BEEF TRI-TIP WITH SALSA 
1 1/2 - 2 1/2 lb. beef tri-tip
1/2 c. soy sauce
1/2 c. fresh lime juice (about 2 lg. limes)
1/2 c. bourbon whiskey
2 tbsp. freshly grated or shaved ginger
2 tbsp. currant jelly
1 tbsp. crushed red chili peppers

Prepare Salsa (recipe below). Trim excess fat from tri-tip. Set aside. Mix remaining ingredients; place in freezer weight plastic bag. Add tri-tip to bag and secure tightly. Refrigerate 24 hours. Remove tri-tip from marinade. Barbecue over hot coals 15 minutes per side for rare or until desired doneness. Cut into thin slices. Serve with Salsa.

Makes 8 to 9 servings.

SALSA:

4 med. tomatoes, peeled, seeded and chopped
2 bunches green onions, thinly sliced
2 med. jalapeno pepper, washed, seeded and finely chopped
1 avocado, chopped
1/2 c. chopped fresh cilantro
1 tbsp. EACH freshly ground black pepper and sea salt

Mix together all ingredients. Cover. Let stand 3 hours.

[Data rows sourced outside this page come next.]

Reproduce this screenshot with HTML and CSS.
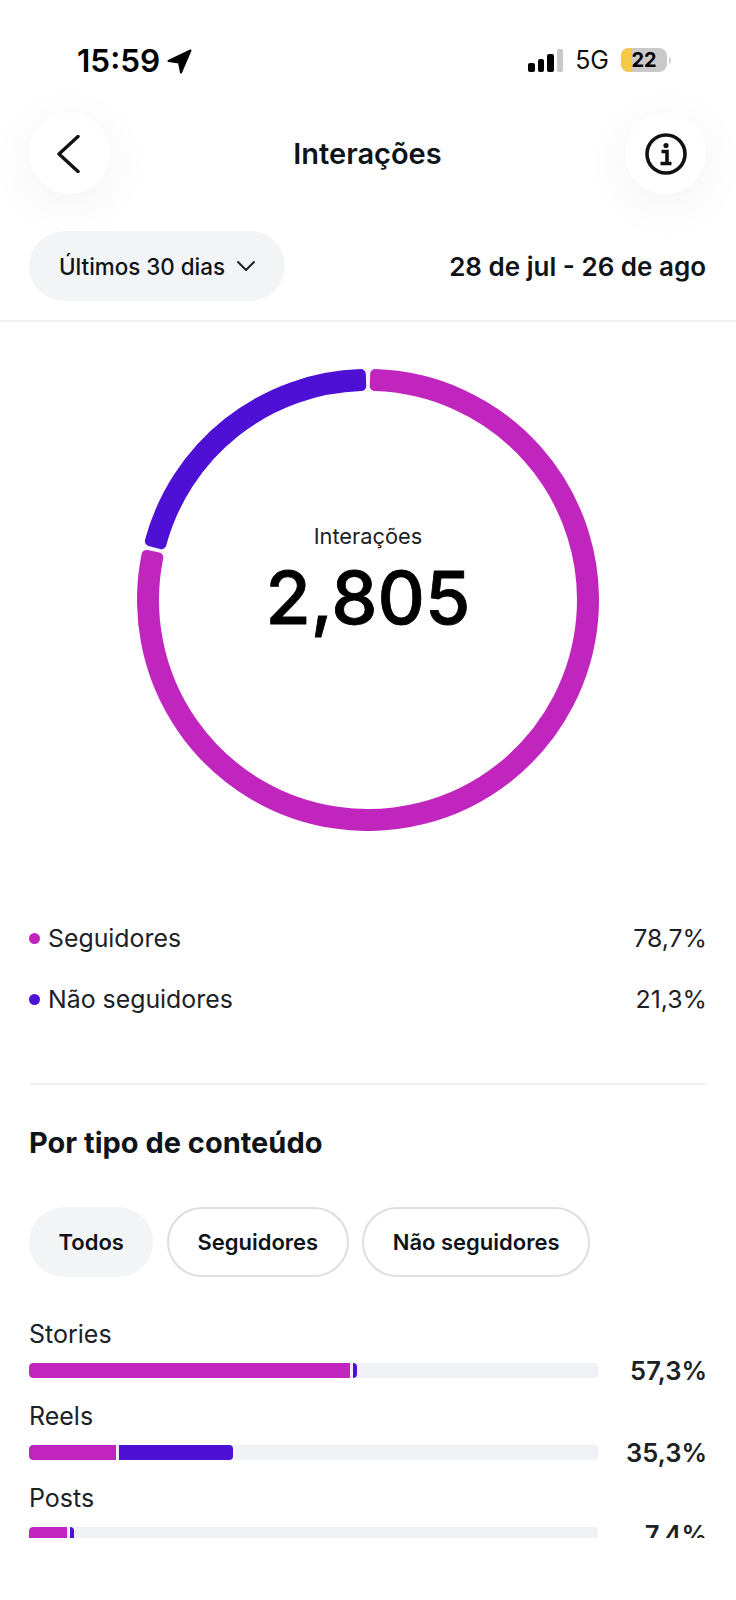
FILE: index.html
```html
<!DOCTYPE html>
<html lang="pt-BR">
<head>
    <meta charset="UTF-8">
    <meta name="viewport" content="width=device-width, initial-scale=1.0">
    <title>Interações</title>
    <link rel="stylesheet" href="styles.css">
</head>
<body>
    <div class="status-bar">
        <div class="status-time">
            <span>15:59</span>
            <svg class="location-icon" viewBox="0 0 24 24"><path d="M22.5 1.5 L1.5 11.5 L11.5 13 L13.5 22.5 Z"/></svg>
        </div>
        <div class="status-right">
            <div class="signal">
                <span class="signal-bar bar-1"></span>
                <span class="signal-bar bar-2"></span>
                <span class="signal-bar bar-3"></span>
                <span class="signal-bar bar-4"></span>
            </div>
            <span class="network">5G</span>
            <div class="battery"><span class="battery-level">22</span></div>
            <span class="battery-cap"></span>
        </div>
    </div>

    <div class="nav">
        <button class="round-btn">
            <svg class="back-icon" viewBox="0 0 24 38"><path d="M22 1.5 L3 19 L22 36.5"/></svg>
        </button>
        <h1>Interações</h1>
        <button class="round-btn">
            <svg class="info-icon" viewBox="0 0 42 42">
                <circle cx="21" cy="21" r="19"/>
                <circle class="info-dot" cx="21" cy="12.5" r="2.6"/>
                <path d="M16.5 18.5 H22 V30 M15.5 30.5 H26.5"/>
            </svg>
        </button>
    </div>

    <div class="filter-row">
        <div class="period-pill">
            <span>Últimos 30 dias</span>
            <svg class="caret" viewBox="0 0 20 12"><path d="M2 2 L10 10 L18 2"/></svg>
        </div>
        <div class="date-range">28 de jul - 26 de ago</div>
    </div>

    <main class="content">
        <div class="donut">
            <svg viewBox="0 0 462 462">
                <circle class="donut-track" cx="231" cy="231" r="220"/>
                <path class="arc arc-followers" d="M238.18 5.11 A226 226 0 1 1 9.52 186.02 L21.28 188.41 A214 214 0 1 0 237.8 17.11 Z"/>
                <path class="arc arc-others" d="M12.83 172.05 A226 226 0 0 1 223.82 5.11 L224.2 17.11 A214 214 0 0 0 24.41 175.18 Z"/>
            </svg>
            <div class="donut-label">
                <div class="donut-title">Interações</div>
                <div class="donut-value">2,805</div>
            </div>
        </div>

        <div class="legend">
            <div class="legend-row">
                <span class="legend-name"><i class="dot dot-followers"></i>Seguidores</span>
                <span>78,7%</span>
            </div>
            <div class="legend-row">
                <span class="legend-name"><i class="dot dot-others"></i>Não seguidores</span>
                <span>21,3%</span>
            </div>
        </div>

        <section class="by-type">
            <h2>Por tipo de conteúdo</h2>
            <div class="chips">
                <span class="chip chip-active">Todos</span>
                <span class="chip">Seguidores</span>
                <span class="chip">Não seguidores</span>
            </div>

            <div class="type-list">
                <div class="type-row">
                    <div class="type-name">Stories</div>
                    <div class="type-stat">
                        <div class="track">
                            <span class="seg seg-followers" style="width: 321px"></span>
                            <span class="seg seg-others" style="width: 4px"></span>
                        </div>
                        <span class="type-pct">57,3%</span>
                    </div>
                </div>
                <div class="type-row">
                    <div class="type-name">Reels</div>
                    <div class="type-stat">
                        <div class="track">
                            <span class="seg seg-followers" style="width: 87px"></span>
                            <span class="seg seg-others" style="width: 114px"></span>
                        </div>
                        <span class="type-pct">35,3%</span>
                    </div>
                </div>
                <div class="type-row">
                    <div class="type-name">Posts</div>
                    <div class="type-stat">
                        <div class="track">
                            <span class="seg seg-followers" style="width: 38px"></span>
                            <span class="seg seg-others" style="width: 4px"></span>
                        </div>
                        <span class="type-pct">7,4%</span>
                    </div>
                </div>
            </div>
        </section>
    </main>
</body>
</html>
```

FILE: styles.css
```css
body {
    margin: 0;
    background: #fff;
    color: #0f1419;
    font-family: Inter, "Liberation Sans", sans-serif;
}

/* status bar */
.status-bar {
    height: 113px;
    box-sizing: border-box;
    padding: 43px 65px 0 77px;
    display: flex;
    justify-content: space-between;
    align-items: flex-start;
}
.status-time {
    display: flex;
    align-items: center;
    gap: 7px;
    font-size: 31.5px;
    line-height: 36px;
    font-weight: 600;
    color: #000;
}
.location-icon {
    width: 25px;
    height: 25px;
    fill: #000;
    stroke: #000;
    stroke-width: 2;
    stroke-linejoin: round;
}
.status-right {
    display: flex;
    align-items: center;
    height: 34px;
}
.signal {
    display: flex;
    align-items: flex-end;
    gap: 3px;
    height: 23px;
    margin-right: 12px;
}
.signal-bar {
    width: 6.5px;
    background: #000;
    border-radius: 2px;
}
.bar-1 { height: 9px; }
.bar-2 { height: 13px; }
.bar-3 { height: 18px; }
.bar-4 { height: 23px; background: #c8c8c8; }
.network {
    font-size: 25px;
    color: #111;
    margin-right: 12px;
}
.battery {
    width: 46px;
    height: 24px;
    border-radius: 8px;
    overflow: hidden;
    background: #c9c9c9;
    position: relative;
}
.battery::before {
    content: "";
    display: block;
    width: 11px;
    height: 100%;
    background: #f5c945;
}
.battery-level {
    position: absolute;
    left: 0;
    right: 0;
    top: 0;
    text-align: center;
    font-size: 20px;
    line-height: 24px;
    font-weight: 700;
    color: #000;
}
.battery-cap {
    width: 2px;
    height: 7px;
    margin-left: 2px;
    background: #d5d5d5;
    border-radius: 0 2px 2px 0;
}

/* nav */
.nav {
    height: 81px;
    padding: 0 30px 0 29px;
    display: flex;
    justify-content: space-between;
    align-items: center;
}
.nav h1 {
    margin: 0;
    font-size: 29px;
    font-weight: 600;
}
.round-btn {
    width: 81px;
    height: 81px;
    padding: 0;
    border: 0;
    border-radius: 50%;
    background: #fff;
    box-shadow: 0 10px 50px rgba(0, 0, 0, 0.06);
    display: flex;
    align-items: center;
    justify-content: center;
}
.back-icon {
    width: 24px;
    height: 38px;
    margin-right: 4px;
    fill: none;
    stroke: #111;
    stroke-width: 3.4;
    stroke-linecap: round;
    stroke-linejoin: round;
}
.info-icon {
    width: 42px;
    height: 42px;
    fill: none;
    stroke: #111;
    stroke-width: 3.6;
}
.info-icon .info-dot {
    fill: #111;
    stroke: none;
}

/* filter row */
.filter-row {
    margin-top: 37px;
    padding: 0 30px 19px 29px;
    border-bottom: 2px solid #f1f1f5;
    display: flex;
    justify-content: space-between;
    align-items: center;
}
.period-pill {
    width: 256px;
    height: 70px;
    box-sizing: border-box;
    padding-left: 30px;
    border-radius: 35px;
    background: #f3f4f6;
    display: flex;
    align-items: center;
    gap: 11px;
    font-size: 22.4px;
    font-weight: 500;
}
.caret {
    width: 20px;
    height: 12px;
    fill: none;
    stroke: #1c2126;
    stroke-width: 2;
    stroke-linecap: round;
    stroke-linejoin: round;
}
.date-range {
    font-size: 26px;
    font-weight: 600;
}

/* donut */
.content {
    height: 1216px;
    overflow: hidden;
    padding: 0 30px 0 29px;
}
.donut {
    width: 462px;
    height: 462px;
    margin: 47px auto 0;
    position: relative;
    left: 0.5px;
}
.donut svg {
    display: block;
    width: 462px;
    height: 462px;
}
.donut-track {
    fill: none;
    stroke: #f2f2f7;
    stroke-width: 20;
}
.arc {
    stroke-width: 10;
    stroke-linejoin: round;
}
.arc-followers {
    fill: #c026bd;
    stroke: #c026bd;
}
.arc-others {
    fill: #4f10d6;
    stroke: #4f10d6;
}
.donut-label {
    position: absolute;
    left: 0;
    right: 0;
    top: 152px;
    text-align: center;
}
.donut-title {
    font-size: 21.8px;
    line-height: 30px;
    color: #1c2126;
}
.donut-value {
    font-size: 73.5px;
    line-height: 94px;
    font-weight: 500;
    color: #000;
    -webkit-text-stroke: 0.8px #000;
}

/* legend */
.legend {
    margin-top: 92px;
    margin-right: -1px;
    display: flex;
    flex-direction: column;
    gap: 31px;
}
.legend-row {
    display: flex;
    justify-content: space-between;
    font-size: 24.85px;
    line-height: 30px;
    color: #1c2126;
}
.legend-name {
    display: flex;
    align-items: center;
    gap: 8px;
}
.dot {
    width: 11px;
    height: 11px;
    border-radius: 50%;
}
.dot-followers { background: #c026bd; }
.dot-others { background: #4f10d6; }

/* by content type */
.by-type {
    margin-top: 69px;
    padding-top: 40px;
    border-top: 2px solid #f1f1f5;
}
.by-type h2 {
    margin: 0;
    font-size: 29px;
    line-height: 36px;
    font-weight: 700;
}
.chips {
    margin-top: 46px;
    display: flex;
    gap: 13.5px;
}
.chip {
    height: 70px;
    box-sizing: border-box;
    padding: 0 28.5px;
    border: 2px solid #dedede;
    border-radius: 35px;
    display: flex;
    align-items: center;
    font-size: 22px;
    font-weight: 600;
}
.chip-active {
    padding: 0 29.5px;
    border: 0;
    background: #f3f4f6;
}
.type-list {
    margin-top: 41px;
    display: flex;
    flex-direction: column;
    gap: 23px;
}
.type-row {
    height: 59px;
}
.type-name {
    font-size: 25px;
    line-height: 32px;
    color: #1c2126;
}
.type-stat {
    margin-top: 13px;
    display: flex;
    justify-content: space-between;
    align-items: center;
    height: 15px;
}
.track {
    width: 569px;
    height: 15px;
    border-radius: 4px;
    overflow: hidden;
    background: #f0f1f5;
    display: flex;
    gap: 3px;
}
.seg {
    height: 100%;
}
.seg-followers {
    background: #c026bd;
    border-radius: 4px 0 0 4px;
}
.seg-others {
    background: #4f10d6;
    border-radius: 0 4px 4px 0;
}
.type-pct {
    margin-right: -1px;
    font-size: 25.5px;
    font-weight: 600;
    color: #1c2126;
}
```
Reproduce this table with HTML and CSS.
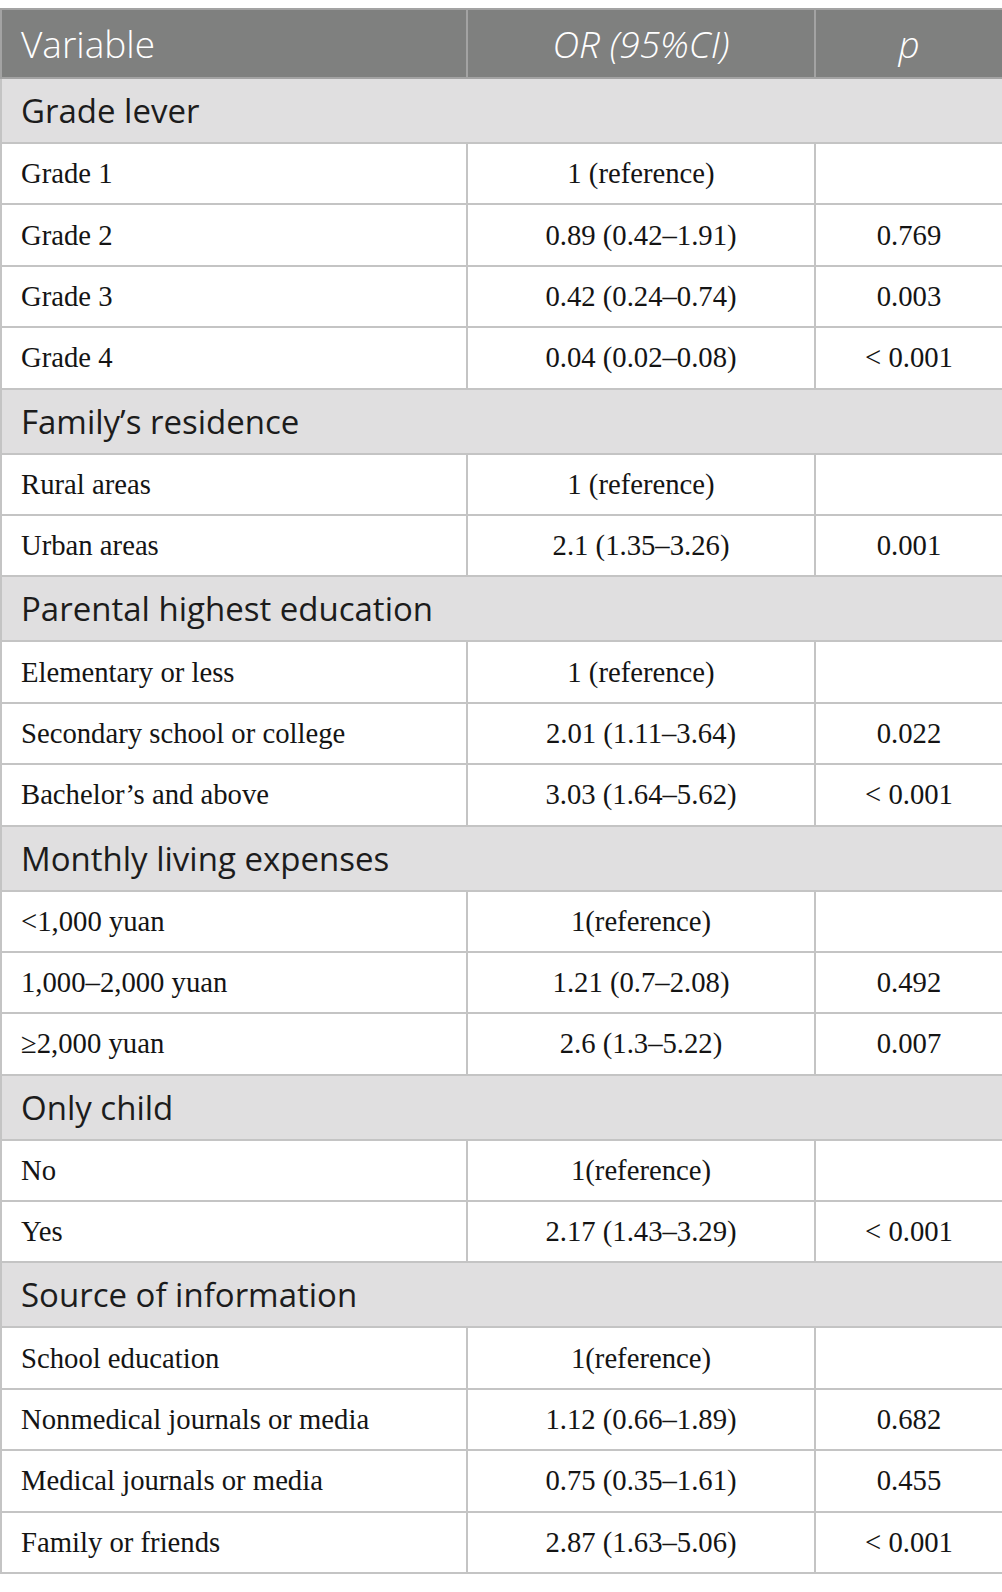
FILE: index.html
```html
<!DOCTYPE html>
<html>
<head>
<meta charset="utf-8">
<link rel="stylesheet" href="styles.css">
</head>
<body>
<table class="tbl">
  <colgroup><col class="c1"><col class="c2"><col class="c3"></colgroup>
  <thead>
    <tr class="head"><th class="left">Variable</th><th><i>OR (95%CI)</i></th><th><i>p</i></th></tr>
  </thead>
  <tbody>
    <tr class="grp"><td colspan="3">Grade lever</td></tr>
    <tr class="row"><td>Grade 1</td><td>1 (reference)</td><td></td></tr>
    <tr class="row"><td>Grade 2</td><td>0.89 (0.42–1.91)</td><td>0.769</td></tr>
    <tr class="row"><td>Grade 3</td><td>0.42 (0.24–0.74)</td><td>0.003</td></tr>
    <tr class="row"><td>Grade 4</td><td>0.04 (0.02–0.08)</td><td>&lt; 0.001</td></tr>
    <tr class="grp"><td colspan="3">Family’s residence</td></tr>
    <tr class="row"><td>Rural areas</td><td>1 (reference)</td><td></td></tr>
    <tr class="row"><td>Urban areas</td><td>2.1 (1.35–3.26)</td><td>0.001</td></tr>
    <tr class="grp"><td colspan="3">Parental highest education</td></tr>
    <tr class="row"><td>Elementary or less</td><td>1 (reference)</td><td></td></tr>
    <tr class="row"><td>Secondary school or college</td><td>2.01 (1.11–3.64)</td><td>0.022</td></tr>
    <tr class="row"><td>Bachelor’s and above</td><td>3.03 (1.64–5.62)</td><td>&lt; 0.001</td></tr>
    <tr class="grp"><td colspan="3">Monthly living expenses</td></tr>
    <tr class="row"><td>&lt;1,000 yuan</td><td>1(reference)</td><td></td></tr>
    <tr class="row"><td>1,000–2,000 yuan</td><td>1.21 (0.7–2.08)</td><td>0.492</td></tr>
    <tr class="row"><td>≥2,000 yuan</td><td>2.6 (1.3–5.22)</td><td>0.007</td></tr>
    <tr class="grp"><td colspan="3">Only child</td></tr>
    <tr class="row"><td>No</td><td>1(reference)</td><td></td></tr>
    <tr class="row"><td>Yes</td><td>2.17 (1.43–3.29)</td><td>&lt; 0.001</td></tr>
    <tr class="grp"><td colspan="3">Source of information</td></tr>
    <tr class="row"><td>School education</td><td>1(reference)</td><td></td></tr>
    <tr class="row"><td>Nonmedical journals or media</td><td>1.12 (0.66–1.89)</td><td>0.682</td></tr>
    <tr class="row"><td>Medical journals or media</td><td>0.75 (0.35–1.61)</td><td>0.455</td></tr>
    <tr class="row"><td>Family or friends</td><td>2.87 (1.63–5.06)</td><td>&lt; 0.001</td></tr>
  </tbody>
</table>
</body>
</html>
```

FILE: styles.css
```css
html, body {
  margin: 0;
  padding: 0;
  background: #ffffff;
}
body {
  padding-top: 8px;
}
.tbl {
  width: 1002px;
  border-collapse: collapse;
  table-layout: fixed;
}
.c1 { width: 466px; }
.c2 { width: 348px; }
.c3 { width: 188px; }
.tbl th, .tbl td {
  border: 2px solid #c4c4c4;
  padding: 0 19px;
  vertical-align: middle;
}
.head {
  height: 69px;
  background: #7f807f;
}
.head th {
  color: #ffffff;
  font-family: "Open Sans", "Noto Sans", sans-serif;
  font-weight: 300;
  font-size: 37px;
  text-align: center;
  border-color: #a3a3a3;
}
.head th.left {
  text-align: left;
}
.grp {
  height: 65px;
  background: #e0dfe0;
}
.grp td {
  font-family: "Open Sans", "Noto Sans", sans-serif;
  font-size: 33px;
  color: #1c1c1c;
}
.row {
  height: 61.4px;
}
.row td {
  font-family: "Liberation Serif", "Times New Roman", serif;
  font-size: 28.7px;
  color: #141414;
  text-align: center;
}
.row td:first-child {
  text-align: left;
}
```
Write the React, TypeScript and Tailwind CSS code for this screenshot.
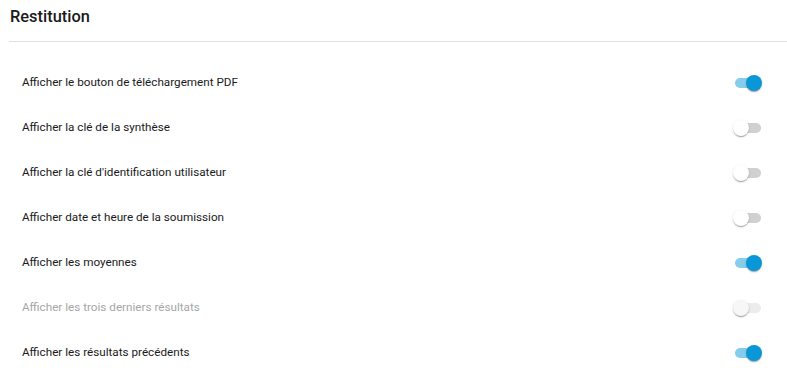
import React, { useState } from 'react'

const rows = [
  { label: 'Afficher le bouton de téléchargement PDF', on: true },
  { label: 'Afficher la clé de la synthèse', on: false },
  { label: "Afficher la clé d'identification utilisateur", on: false },
  { label: 'Afficher date et heure de la soumission', on: false },
  { label: 'Afficher les moyennes', on: true },
  { label: 'Afficher les trois derniers résultats', on: false, disabled: true },
  { label: 'Afficher les résultats précédents', on: true },
]

const Toggle = ({ on, disabled, onClick }: { on: boolean; disabled?: boolean; onClick: () => void }) => {
  const track = on ? 'bg-[#86cdec]' : disabled ? 'bg-[#ececec]' : 'bg-[#d0d0d0]'
  const thumb = on ? 'left-[18px] bg-[#0a97d8]' : disabled ? 'left-[5px] bg-[#f7f7f7]' : 'left-[5px] bg-white'
  return (
    <button
      className="relative w-[40px] h-[24px] shrink-0"
      onClick={disabled ? undefined : onClick}
    >
      <span className={`absolute left-[7px] top-[7px] w-[26px] h-[10px] rounded-full ${track}`} />
      <span
        className={`absolute top-[4px] w-[16px] h-[16px] rounded-full shadow-[0_2px_1px_-1px_rgba(0,0,0,0.2),0_1px_1px_0_rgba(0,0,0,0.14),0_1px_3px_0_rgba(0,0,0,0.12)] ${thumb}`}
      />
    </button>
  )
}

const App = () => {
  const [state, setState] = useState(rows.map(r => r.on))
  const flip = (i: number) => setState(state.map((v, j) => (j === i ? !v : v)))

  return (
    <div className="w-[787px] h-[376px] bg-white font-['Roboto',sans-serif]">
      <h1 className="px-[10px] pt-[5px] h-[33px] text-[16.4px] font-medium text-[#1a1a1a] leading-[24px]">Restitution</h1>
      <div className="ml-[9px] mt-[8px] border-t border-[#e0e0e0]" />
      <div className="pt-[18px]">
        {rows.map((r, i) => (
          <div key={r.label} className="flex items-center justify-between h-[45px] pl-[22px] pr-[19px]">
            <span className={`text-[11.7px] ${r.disabled ? 'text-[#a6a6a6]' : 'text-[#1a1a1a]'}`}>{r.label}</span>
            <Toggle on={state[i]} disabled={r.disabled} onClick={() => flip(i)} />
          </div>
        ))}
      </div>
    </div>
  )
}

export default App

To serve, use slotted spoon to drain excess liquid.

recipe reviews
Beef Tri-Tip with Salsa
 #38966
 Ron (California) says:
Don't see how you can get a 1/2cp of lime juice out of 2 limes. I have a lime tree and a lemon tree and it's probably closer to 8 or 9 limes to get a 1/2cp of juice. Haven't tried the recipe yet but I have procured an un-trimmed tri-tip and it's July 4th weekend so it's Von's tri-tip meets Big Green Egg. Ole !!